“Doing the Right Thing” or “Impacting the Bottom-Line”? Diversity Managers, Business Imperatives and Moral Concerns in US and French Global Companies

Saturday, June 25, 2016: 9:00 AM-10:30 AM
88 Dwinelle (Dwinelle Hall)
Laure Bereni, Centre Maurice Halbwachs, CNRS, Paris, France
The rise of diversity management, which took place in the US corporate world before spreading out globally, has been studied as an emblematic case of the managerialization of law : diversity programs have been increasingly framed and designed as a drive for business success rather than as a response to anti-discrimination regulations. While shifting away from legal ideas, diversity initiatives have also been increasingly separated from moral concerns : they have been less and less described as "the right thing to" and more and more distinguished from what has been labelled as "corporate social responsibility" functions. Diversity practitioners have been key actors in this process of transforming legal and moral ideas in managerial rationality. Drawing on a a series of interviews with diversity practitioners working in the headquarters of large US and French companies (N=80), this paper analyses diversity initiatives as the sites of a complex interplay between business and moral norms in globalized corporate settings.

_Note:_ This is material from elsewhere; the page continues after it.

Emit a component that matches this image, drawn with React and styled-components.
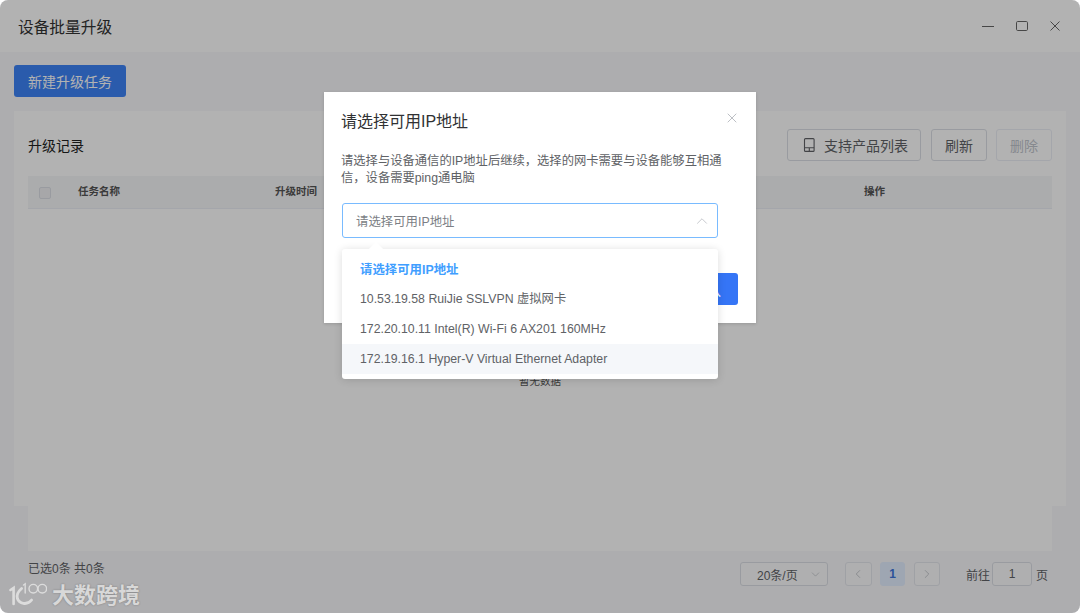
import React from 'react';
import styled, { createGlobalStyle } from 'styled-components';
import { X, ChevronUp, ChevronDown, ChevronLeft, ChevronRight } from 'lucide-react';

const Global = createGlobalStyle`
  html, body { margin: 0; padding: 0; background: #fff; }
  * { box-sizing: border-box; }
  body { font-family: "Liberation Sans", "Noto Sans CJK SC", sans-serif; color: #303133; }
`;

const Win = styled.div`
  position: relative;
  width: 1080px;
  height: 613px;
  overflow: hidden;
  border-radius: 8px;
  background: #f8f8fb;
  display: flex;
  flex-direction: column;
`;
const Header = styled.header`
  height: 52px;
  flex: none;
  background: #fff;
  display: flex;
  align-items: center;
  padding: 0 20px 0 18px;
`;
const WinTitle = styled.div`
  font-size: 15.7px;
  color: #333;
  flex: 1;
`;
const WinControls = styled.div`
  display: flex;
  align-items: center;
  gap: 22px;
  color: #666;
  margin-top: -1px;
`;
const Body = styled.main`
  flex: 1;
  padding: 13px 14px 0;
  display: flex;
  flex-direction: column;
  min-height: 0;
`;
const PrimaryBtn = styled.button`
  align-self: flex-start;
  width: 112px;
  height: 32px;
  border: 0;
  border-radius: 3px;
  background: #3d83f7;
  color: #fff;
  font: inherit;
  font-size: 14px;
  padding: 0;
`;
const Card = styled.section`
  margin-top: 14px;
  height: 395px;
  background: #fff;
  padding: 18px 14px 0;
`;
const Toolbar = styled.div`
  display: flex;
  align-items: center;
  height: 32px;
  gap: 9px;
`;
const CardTitle = styled.div`
  flex: 1;
  font-size: 14px;
  color: #222;
`;
const Btn = styled.button`
  height: 32px;
  width: ${p => p.$w}px;
  border: 1px solid ${p => (p.$disabled ? '#ebeef5' : '#dcdfe6')};
  border-radius: 3px;
  background: #fff;
  color: ${p => (p.$disabled ? '#c0c4cc' : '#606266')};
  font: inherit;
  font-size: 14px;
  padding: 0;
  display: inline-flex;
  align-items: center;
  justify-content: center;
`;
const IconBtn = styled(Btn)`
  justify-content: flex-start;
  padding-left: 15px;
  gap: 8px;
  margin-right: 1px;
`;
const TableArea = styled.div`
  margin-top: 15px;
  height: 375px;
  background: #ffffff;
  position: relative;
`;
const THead = styled.div`
  height: 33px;
  padding-bottom: 3px;
  background: #f5f6f8;
  border-bottom: 1px solid #ebeef5;
  display: grid;
  grid-template-columns: 50px 197px 589px 1fr;
  align-items: center;
  font-size: 10.5px;
  font-weight: 700;
  color: #555;
`;
const Check = styled.span`
  width: 12px;
  height: 12px;
  margin: 5px 0 0 11px;
  border: 1px solid #dcdfe6;
  background: #f0f0f2;
  border-radius: 2px;
  display: block;
`;
const Empty = styled.div`
  position: absolute;
  left: 0;
  right: 0;
  top: 197px;
  text-align: center;
  font-size: 10.5px;
  color: #555;
`;
const Footer = styled.footer`
  display: flex;
  align-items: center;
  height: 24px;
  position: absolute;
  left: 28px;
  right: 28px;
  top: 562px;
  font-size: 12px;
  color: #606266;
`;
const Selected = styled.div`
  flex: 1;
  margin-top: -14px;
`;
const PageSelect = styled.div`
  width: 88px;
  height: 24px;
  border: 1px solid #dcdfe6;
  border-radius: 3px;
  background: #fbfbfc;
  display: flex;
  align-items: center;
  justify-content: space-between;
  padding: 0 5px 0 16px;
  margin-right: 17px;
  color: #606266;
`;
const PageBtn = styled.div`
  height: 24px;
  width: ${p => p.$w}px;
  border: 1px solid ${p => (p.$active ? '#e3eeff' : '#e4e7ed')};
  border-radius: 3px;
  background: ${p => (p.$active ? '#e3eeff' : '#fbfbfc')};
  color: ${p => (p.$active ? '#3f76dc' : '#b0b4bb')};
  font-weight: 700;
  display: flex;
  align-items: center;
  justify-content: center;
  margin-right: ${p => p.$mr}px;
`;
const Goto = styled.span`
  margin-right: 2px;
`;
const GotoInput = styled.div`
  width: 40px;
  height: 24px;
  border: 1px solid #dcdfe6;
  border-radius: 3px;
  background: #fbfbfc;
  display: flex;
  align-items: center;
  justify-content: center;
  margin-right: 4px;
  color: #606266;
`;
const Unit = styled.span`
  margin-right: 4px;
`;

const Overlay = styled.div`
  position: absolute;
  inset: 0;
  background: rgba(0, 0, 0, 0.3);
`;
const Modal = styled.div`
  position: absolute;
  left: 324px;
  top: 92px;
  width: 432px;
  height: 231px;
  background: #fff;
  padding: 18px;
  box-shadow: 0 1px 3px rgba(0, 0, 0, 0.15);
`;
const ModalHead = styled.div`
  display: flex;
  align-items: center;
  justify-content: space-between;
  height: 20px;
  margin-left: -1px;
  color: #303133;
  font-size: 16px;
`;
const Close = styled.span`
  display: flex;
  color: #9a9ea6;
  margin-right: -2px;
  margin-top: -4px;
`;
const Desc = styled.p`
  margin: 23px 0 0 -1px;
  font-size: 12.3px;
  line-height: 17px;
  color: #606266;
  width: 385px;
`;
const Field = styled.div`
  position: relative;
  margin-top: 16px;
  width: 376px;
  height: 35px;
  border: 1px solid #79bbff;
  border-radius: 3px;
  display: flex;
  align-items: center;
  justify-content: space-between;
  padding: 0 6px 0 13px;
  font-size: 12.4px;
  color: #7c7f85;
`;
const Confirm = styled.button`
  position: absolute;
  right: 18px;
  top: 181px;
  width: 62px;
  height: 32px;
  border: 0;
  border-radius: 3px;
  background: #3575f6;
  color: #fff;
  font: inherit;
  font-size: 14px;
  padding: 0;
`;
const Dropdown = styled.div`
  position: absolute;
  left: 0;
  top: 45px;
  width: 376px;
  height: 130px;
  margin-left: -1px;
  background: #fff;
  border-radius: 3px;
  padding: 5px 0;
  box-shadow: 0 1px 8px rgba(0, 0, 0, 0.14);
  z-index: 2;
  &::before {
    content: '';
    position: absolute;
    left: 29px;
    top: -5px;
    width: 10px;
    height: 10px;
    background: #fff;
    transform: rotate(45deg);
  }
`;
const Option = styled.div`
  position: relative;
  height: 30px;
  line-height: ${p => (p.$group ? 32 : 31)}px;
  padding: 0 18px;
  font-size: ${p => (p.$group ? 12.4 : 12.3)}px;
  color: ${p => (p.$group ? '#409eff' : '#606266')};
  font-weight: ${p => (p.$group ? 700 : 400)};
  background: ${p => (p.$hover ? '#f5f7fa' : 'transparent')};
`;

const Watermark = styled.div`
  position: absolute;
  left: 9px;
  top: 578px;
  display: flex;
  align-items: center;
  gap: 5px;
  color: #d8d8d8;
  text-shadow: 0 0 2px rgba(0, 0, 0, 0.3);
`;
const WatermarkText = styled.span`
  font-size: 22px;
  font-weight: 700;
  line-height: 28px;
  margin-top: 4px;
`;

const Phone = () => (
  <svg width="13" height="14" viewBox="0 0 13 14" fill="none" stroke="currentColor" strokeWidth="1.1">
    <rect x="1.5" y="0.6" width="9.6" height="12.8" rx="1" />
    <path d="M1.5 9.8h9.6M6.3 9.8v3.6" />
  </svg>
);

const Logo = () => (
  <svg width="38" height="27" viewBox="0 0 38 27" fill="none" stroke="#dcdcdc" strokeLinecap="round">
    <path d="M1.5 9 4.6 7V23" strokeWidth="2.6" />
    <path d="M12.6 7.5C8.5 11 7.6 14.5 8.4 17.5 10 22.5 18 25 22.6 19" strokeWidth="2.8" />
    <path d="M14.5 4 16.2 2.8V12" strokeWidth="1.4" />
    <circle cx="24.3" cy="7.7" r="4.3" strokeWidth="1.4" />
    <circle cx="33.3" cy="7.7" r="4.3" strokeWidth="1.4" />
  </svg>
);

const MinimizeIcon = () => (
  <svg width="12" height="10" viewBox="0 0 12 10" stroke="currentColor" strokeWidth="1"><path d="M0 5.5h12" /></svg>
);
const MaximizeIcon = () => (
  <svg width="12" height="10" viewBox="0 0 12 10" fill="none" stroke="currentColor" strokeWidth="1"><rect x="0.5" y="0.5" width="11" height="9" rx="1.2" /></svg>
);
const CloseIcon = () => (
  <svg width="10" height="10" viewBox="0 0 10 10" stroke="currentColor" strokeWidth="1"><path d="M.5.5l9 9M9.5.5l-9 9" /></svg>
);

export default function App() {
  return (
    <>
      <Global />
      <Win>
        <Header>
          <WinTitle>设备批量升级</WinTitle>
          <WinControls>
            <MinimizeIcon />
            <MaximizeIcon />
            <CloseIcon />
          </WinControls>
        </Header>
        <Body>
          <PrimaryBtn>新建升级任务</PrimaryBtn>
          <Card>
            <Toolbar>
              <CardTitle>升级记录</CardTitle>
              <IconBtn $w={134}><Phone />支持产品列表</IconBtn>
              <Btn $w={56}>刷新</Btn>
              <Btn $w={56} $disabled>删除</Btn>
            </Toolbar>
            <TableArea>
              <THead>
                <span><Check /></span>
                <span>任务名称</span>
                <span>升级时间</span>
                <span>操作</span>
              </THead>
              <Empty>暂无数据</Empty>
            </TableArea>
          </Card>
        </Body>
        <Footer>
          <Selected>已选0条 共0条</Selected>
          <PageSelect>20条/页<ChevronDown size={13} strokeWidth={1} color="#a8abb2" /></PageSelect>
          <PageBtn $w={27} $mr={8}><ChevronLeft size={14} strokeWidth={1.2} /></PageBtn>
          <PageBtn $w={25} $mr={9} $active>1</PageBtn>
          <PageBtn $w={26} $mr={26}><ChevronRight size={14} strokeWidth={1.2} /></PageBtn>
          <Goto>前往</Goto>
          <GotoInput>1</GotoInput>
          <Unit>页</Unit>
        </Footer>
        <Overlay>
          <Modal>
            <ModalHead>
              请选择可用IP地址
              <Close><X size={16} strokeWidth={1} /></Close>
            </ModalHead>
            <Desc>请选择与设备通信的IP地址后继续，选择的网卡需要与设备能够互相通信，设备需要ping通电脑</Desc>
            <Field>
              请选择可用IP地址
              <ChevronUp size={18} strokeWidth={1} color="#b4b7bd" />
              <Dropdown>
                <Option $group>请选择可用IP地址</Option>
                <Option>10.53.19.58 RuiJie SSLVPN 虚拟网卡</Option>
                <Option>172.20.10.11 Intel(R) Wi-Fi 6 AX201 160MHz</Option>
                <Option $hover>172.19.16.1 Hyper-V Virtual Ethernet Adapter</Option>
              </Dropdown>
            </Field>
            <Confirm>确认</Confirm>
          </Modal>
        </Overlay>
        <Watermark>
          <Logo />
          <WatermarkText>大数跨境</WatermarkText>
        </Watermark>
      </Win>
    </>
  );
}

First, I will show that US and French diversity professionals differ in the ways they draw boundaries between business and moral realms. While in the US diversity practitioners feel strongly requested to justify their activities in terms of ‘business dollars’, repelling the moral (as well as the legal) dimensions of their work, their French counterparts are more likely to frame diversity initiatives as pertaining simultaneously to moral, legal and economic imperatives, which are seen as porous categories. Second, I will show that beyond this national variation, both US and French diversity practitioners spend a great deal of time promoting the idea that treating people with ‘respect’ and ‘fairness’ goes hand in hand with business performance, rather than being contradictory concerns. As such, whether they claim it or not, they embody the moral face of managerial rationality in contemporary, globalized organizations.